━━ Data extract

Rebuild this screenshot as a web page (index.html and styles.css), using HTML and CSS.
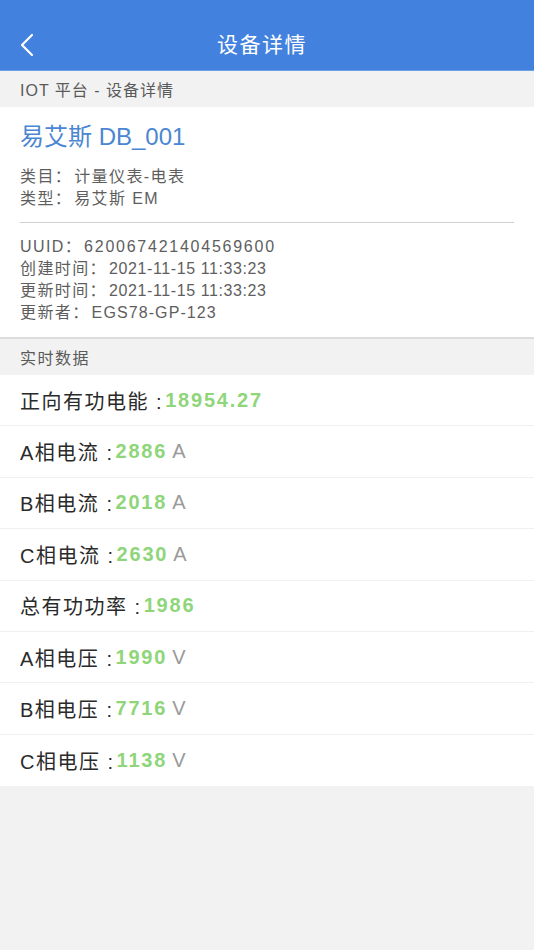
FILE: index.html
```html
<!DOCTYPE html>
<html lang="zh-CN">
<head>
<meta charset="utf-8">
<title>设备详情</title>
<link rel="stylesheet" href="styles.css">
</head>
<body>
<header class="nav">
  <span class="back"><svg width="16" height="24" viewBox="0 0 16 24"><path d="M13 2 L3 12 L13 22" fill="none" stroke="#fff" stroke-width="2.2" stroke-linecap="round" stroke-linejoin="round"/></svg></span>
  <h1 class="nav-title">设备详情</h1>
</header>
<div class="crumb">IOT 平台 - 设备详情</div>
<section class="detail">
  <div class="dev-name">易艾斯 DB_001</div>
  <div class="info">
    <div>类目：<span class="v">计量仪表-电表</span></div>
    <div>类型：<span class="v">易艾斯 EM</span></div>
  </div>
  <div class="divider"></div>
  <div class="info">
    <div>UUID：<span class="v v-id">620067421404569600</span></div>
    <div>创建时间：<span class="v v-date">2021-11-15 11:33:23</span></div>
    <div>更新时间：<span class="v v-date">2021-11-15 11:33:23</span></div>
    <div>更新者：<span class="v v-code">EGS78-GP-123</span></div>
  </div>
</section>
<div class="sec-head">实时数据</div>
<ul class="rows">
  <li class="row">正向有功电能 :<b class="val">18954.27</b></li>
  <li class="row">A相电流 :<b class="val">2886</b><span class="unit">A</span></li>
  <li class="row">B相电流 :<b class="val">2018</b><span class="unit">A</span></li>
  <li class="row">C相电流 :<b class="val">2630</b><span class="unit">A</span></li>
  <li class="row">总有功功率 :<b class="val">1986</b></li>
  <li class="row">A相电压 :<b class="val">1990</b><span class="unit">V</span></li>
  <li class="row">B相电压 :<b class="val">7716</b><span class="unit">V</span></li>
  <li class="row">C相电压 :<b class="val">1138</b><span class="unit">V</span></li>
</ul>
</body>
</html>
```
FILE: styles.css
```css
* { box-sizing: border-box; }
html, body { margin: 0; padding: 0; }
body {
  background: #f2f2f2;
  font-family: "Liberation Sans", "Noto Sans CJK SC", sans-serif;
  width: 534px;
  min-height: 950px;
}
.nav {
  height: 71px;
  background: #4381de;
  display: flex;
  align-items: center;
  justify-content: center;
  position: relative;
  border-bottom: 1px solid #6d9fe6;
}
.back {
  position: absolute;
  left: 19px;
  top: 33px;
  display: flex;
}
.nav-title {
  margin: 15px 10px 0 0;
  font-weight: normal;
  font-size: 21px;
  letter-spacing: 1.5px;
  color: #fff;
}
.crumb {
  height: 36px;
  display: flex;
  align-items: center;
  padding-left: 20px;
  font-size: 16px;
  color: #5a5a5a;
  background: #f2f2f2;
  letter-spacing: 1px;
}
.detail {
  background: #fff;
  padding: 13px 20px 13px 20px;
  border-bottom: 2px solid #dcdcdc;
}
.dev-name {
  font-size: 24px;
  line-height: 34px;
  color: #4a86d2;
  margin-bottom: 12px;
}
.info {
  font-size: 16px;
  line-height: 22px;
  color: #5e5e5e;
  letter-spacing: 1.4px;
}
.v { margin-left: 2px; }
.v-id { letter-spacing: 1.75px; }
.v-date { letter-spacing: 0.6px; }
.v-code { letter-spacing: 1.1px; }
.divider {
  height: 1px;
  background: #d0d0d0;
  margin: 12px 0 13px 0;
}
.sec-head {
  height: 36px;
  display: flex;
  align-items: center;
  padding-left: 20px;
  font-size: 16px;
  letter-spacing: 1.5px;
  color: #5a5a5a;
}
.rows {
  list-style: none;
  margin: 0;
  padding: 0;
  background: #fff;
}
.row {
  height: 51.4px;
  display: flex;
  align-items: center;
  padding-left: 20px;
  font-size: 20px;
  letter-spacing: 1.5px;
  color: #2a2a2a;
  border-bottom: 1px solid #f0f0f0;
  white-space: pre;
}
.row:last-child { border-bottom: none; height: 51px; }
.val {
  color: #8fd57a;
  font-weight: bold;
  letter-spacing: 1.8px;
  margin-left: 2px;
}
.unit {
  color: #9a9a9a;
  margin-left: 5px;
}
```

━━━━

- **Your goal**: Copy the listing word for word, excluding its pictures.

- **The response**:
Rebuild this screenshot as a web page (index.html and styles.css), using HTML and CSS.
FILE: index.html
```html
<!DOCTYPE html>
<html lang="zh-CN">
<head>
<meta charset="utf-8">
<title>设备详情</title>
<link rel="stylesheet" href="styles.css">
</head>
<body>
<header class="nav">
  <span class="back"><svg width="16" height="24" viewBox="0 0 16 24"><path d="M13 2 L3 12 L13 22" fill="none" stroke="#fff" stroke-width="2.2" stroke-linecap="round" stroke-linejoin="round"/></svg></span>
  <h1 class="nav-title">设备详情</h1>
</header>
<div class="crumb">IOT 平台 - 设备详情</div>
<section class="detail">
  <div class="dev-name">易艾斯 DB_001</div>
  <div class="info">
    <div>类目：<span class="v">计量仪表-电表</span></div>
    <div>类型：<span class="v">易艾斯 EM</span></div>
  </div>
  <div class="divider"></div>
  <div class="info">
    <div>UUID：<span class="v v-id">620067421404569600</span></div>
    <div>创建时间：<span class="v v-date">2021-11-15 11:33:23</span></div>
    <div>更新时间：<span class="v v-date">2021-11-15 11:33:23</span></div>
    <div>更新者：<span class="v v-code">EGS78-GP-123</span></div>
  </div>
</section>
<div class="sec-head">实时数据</div>
<ul class="rows">
  <li class="row">正向有功电能 :<b class="val">18954.27</b></li>
  <li class="row">A相电流 :<b class="val">2886</b><span class="unit">A</span></li>
  <li class="row">B相电流 :<b class="val">2018</b><span class="unit">A</span></li>
  <li class="row">C相电流 :<b class="val">2630</b><span class="unit">A</span></li>
  <li class="row">总有功功率 :<b class="val">1986</b></li>
  <li class="row">A相电压 :<b class="val">1990</b><span class="unit">V</span></li>
  <li class="row">B相电压 :<b class="val">7716</b><span class="unit">V</span></li>
  <li class="row">C相电压 :<b class="val">1138</b><span class="unit">V</span></li>
</ul>
</body>
</html>
```
FILE: styles.css
```css
* { box-sizing: border-box; }
html, body { margin: 0; padding: 0; }
body {
  background: #f2f2f2;
  font-family: "Liberation Sans", "Noto Sans CJK SC", sans-serif;
  width: 534px;
  min-height: 950px;
}
.nav {
  height: 71px;
  background: #4381de;
  display: flex;
  align-items: center;
  justify-content: center;
  position: relative;
  border-bottom: 1px solid #6d9fe6;
}
.back {
  position: absolute;
  left: 19px;
  top: 33px;
  display: flex;
}
.nav-title {
  margin: 15px 10px 0 0;
  font-weight: normal;
  font-size: 21px;
  letter-spacing: 1.5px;
  color: #fff;
}
.crumb {
  height: 36px;
  display: flex;
  align-items: center;
  padding-left: 20px;
  font-size: 16px;
  color: #5a5a5a;
  background: #f2f2f2;
  letter-spacing: 1px;
}
.detail {
  background: #fff;
  padding: 13px 20px 13px 20px;
  border-bottom: 2px solid #dcdcdc;
}
.dev-name {
  font-size: 24px;
  line-height: 34px;
  color: #4a86d2;
  margin-bottom: 12px;
}
.info {
  font-size: 16px;
  line-height: 22px;
  color: #5e5e5e;
  letter-spacing: 1.4px;
}
.v { margin-left: 2px; }
.v-id { letter-spacing: 1.75px; }
.v-date { letter-spacing: 0.6px; }
.v-code { letter-spacing: 1.1px; }
.divider {
  height: 1px;
  background: #d0d0d0;
  margin: 12px 0 13px 0;
}
.sec-head {
  height: 36px;
  display: flex;
  align-items: center;
  padding-left: 20px;
  font-size: 16px;
  letter-spacing: 1.5px;
  color: #5a5a5a;
}
.rows {
  list-style: none;
  margin: 0;
  padding: 0;
  background: #fff;
}
.row {
  height: 51.4px;
  display: flex;
  align-items: center;
  padding-left: 20px;
  font-size: 20px;
  letter-spacing: 1.5px;
  color: #2a2a2a;
  border-bottom: 1px solid #f0f0f0;
  white-space: pre;
}
.row:last-child { border-bottom: none; height: 51px; }
.val {
  color: #8fd57a;
  font-weight: bold;
  letter-spacing: 1.8px;
  margin-left: 2px;
}
.unit {
  color: #9a9a9a;
  margin-left: 5px;
}
```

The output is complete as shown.